6. Establish “travel rules.” In all cases, but especially if your cell carrier is a regional one, you must establish a policy that requires all physicians to notify your practice before taking their corporate phones on business trips or personal vacations where they might incur roaming charges. In some cases, it may be cheaper to purchase a one-month, prepaid phone from a national carrier. When traveling abroad, users should consult their carriers plenty of time before their trip to determine if their phones will even work in their destination country and what charges will be incurred. (International travel is rarely covered by standard phone plans.) You may be better off using a reputable international cell phone rental company.

7. Leverage your buying power. Allowing individual physicians to go out and purchase the phones and plans of their choice and then individually reimbursing them will add to your accounting headaches and throw away any group buying power you may have. While the kid at the mall’s cell phone kiosk will tell you they don’t give discounts, don’t believe him.

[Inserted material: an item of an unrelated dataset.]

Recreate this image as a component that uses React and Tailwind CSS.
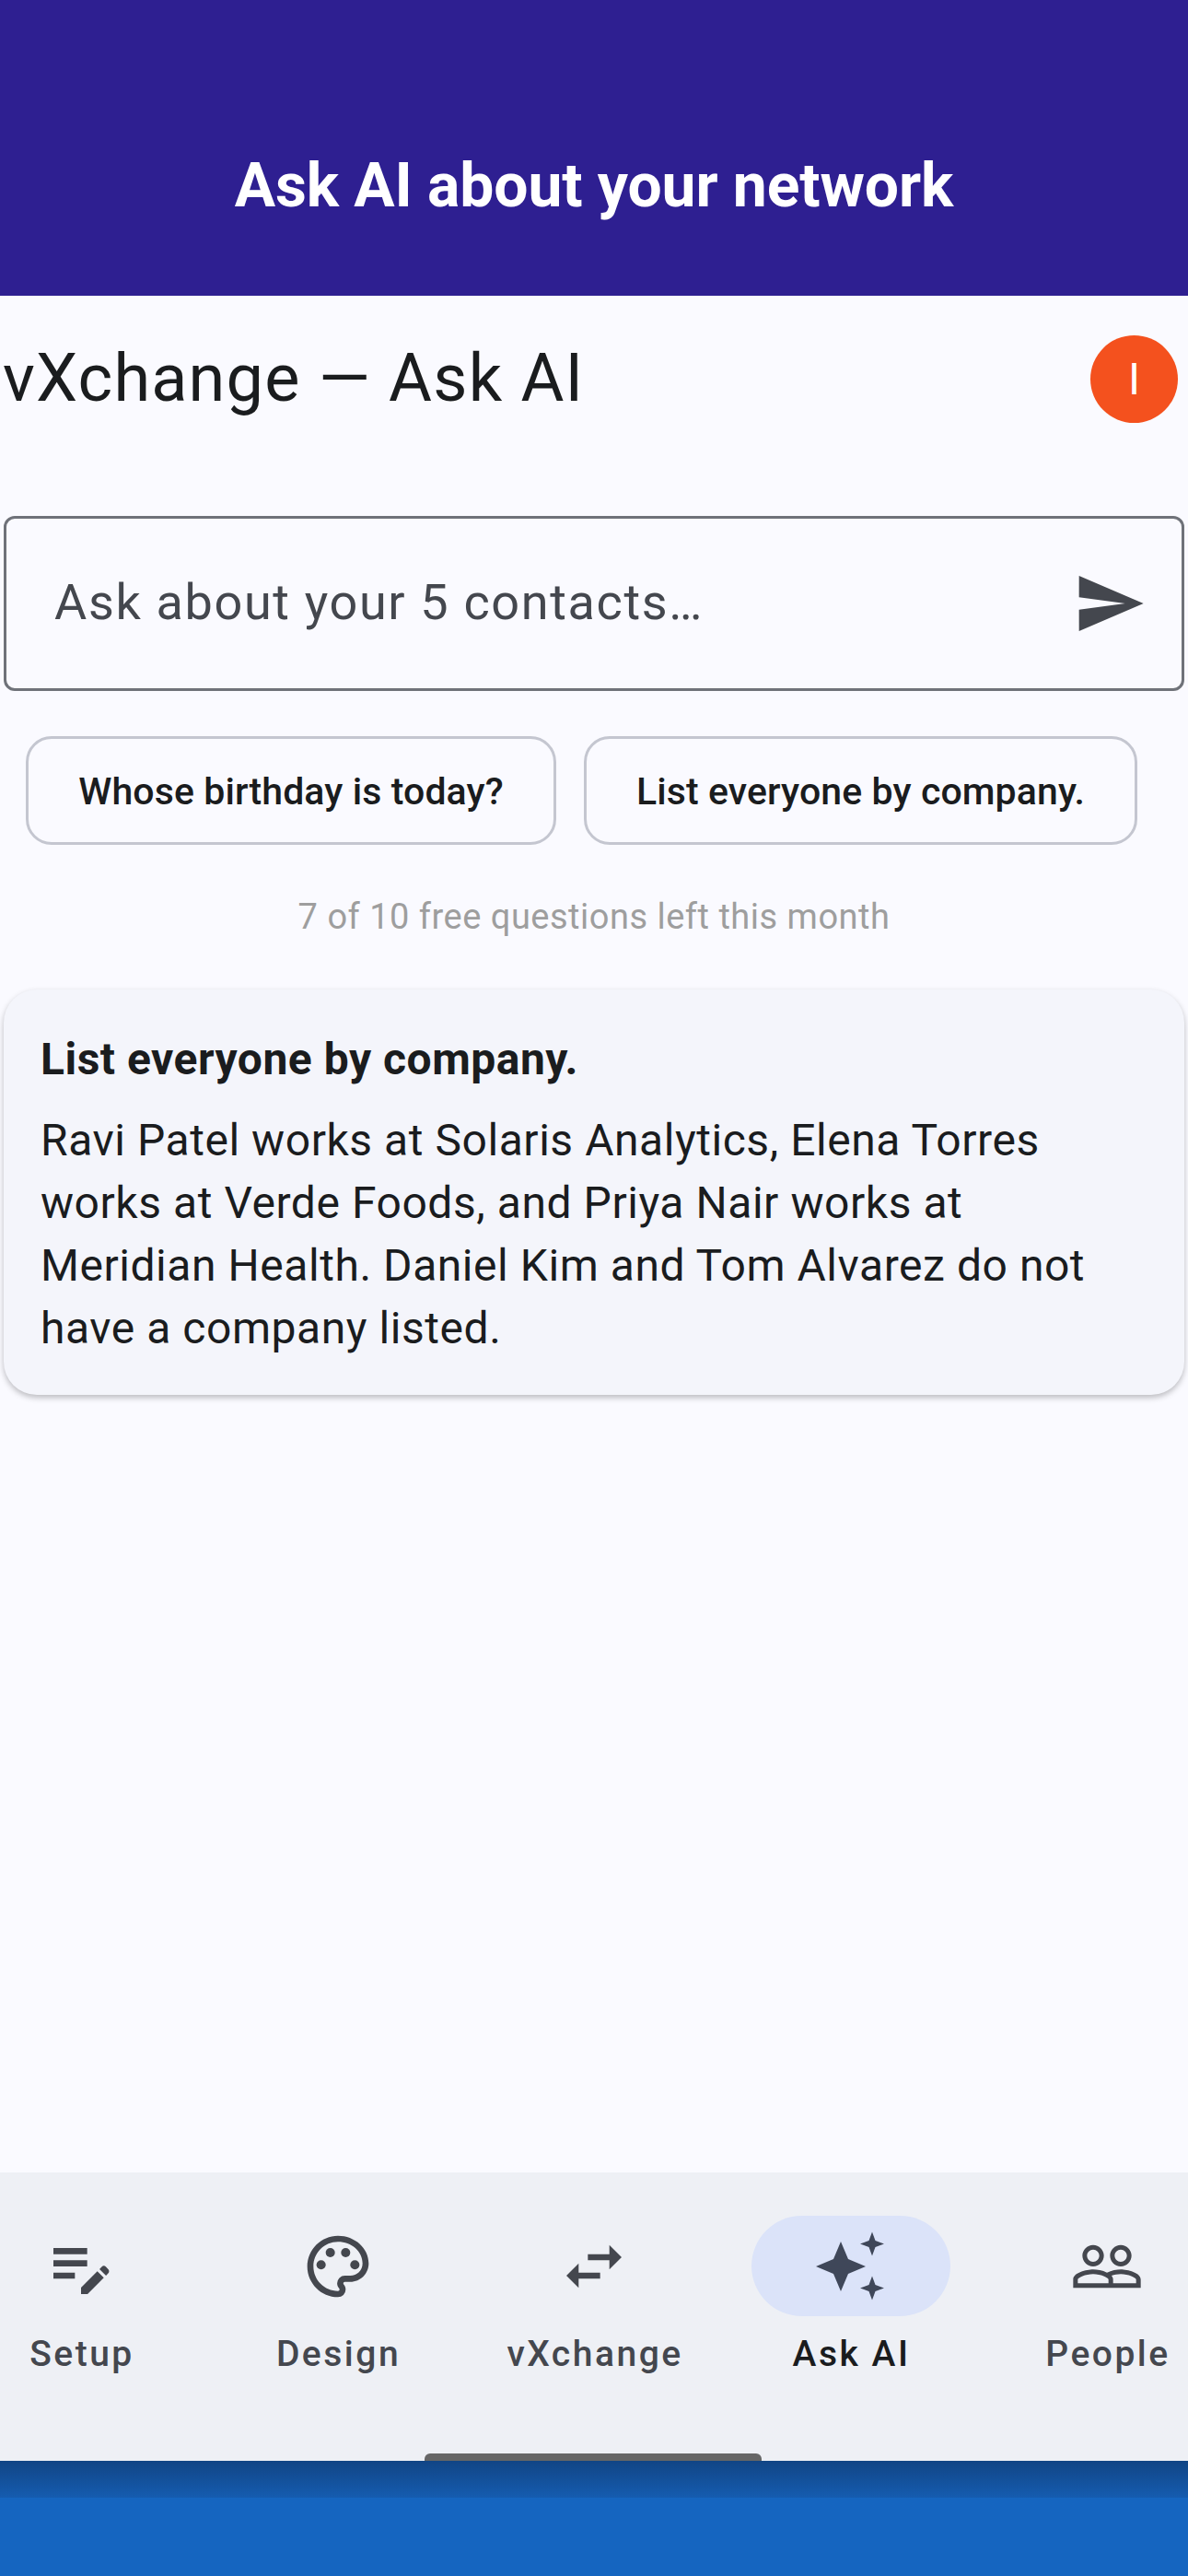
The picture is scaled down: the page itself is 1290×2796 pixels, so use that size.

Contact three carriers and ask for a business sales representative. Ask each one to provide you with a two-day loaner phone to try out, and determine for yourself what coverage you have in your area. Then ask each vendor still in the running for a written bid for the number of phones you desire for one-, two-, and three-year contract terms. (Some vendors will balk at a short contract, but try to push for it.) Ask your potential carriers to calculate all costs incurred for using their phones, including taxes, fees, and detailed billing charges.

Following these simple steps can save you money and avoid unnecessary unpleasantness regarding your company’s cell phone solution.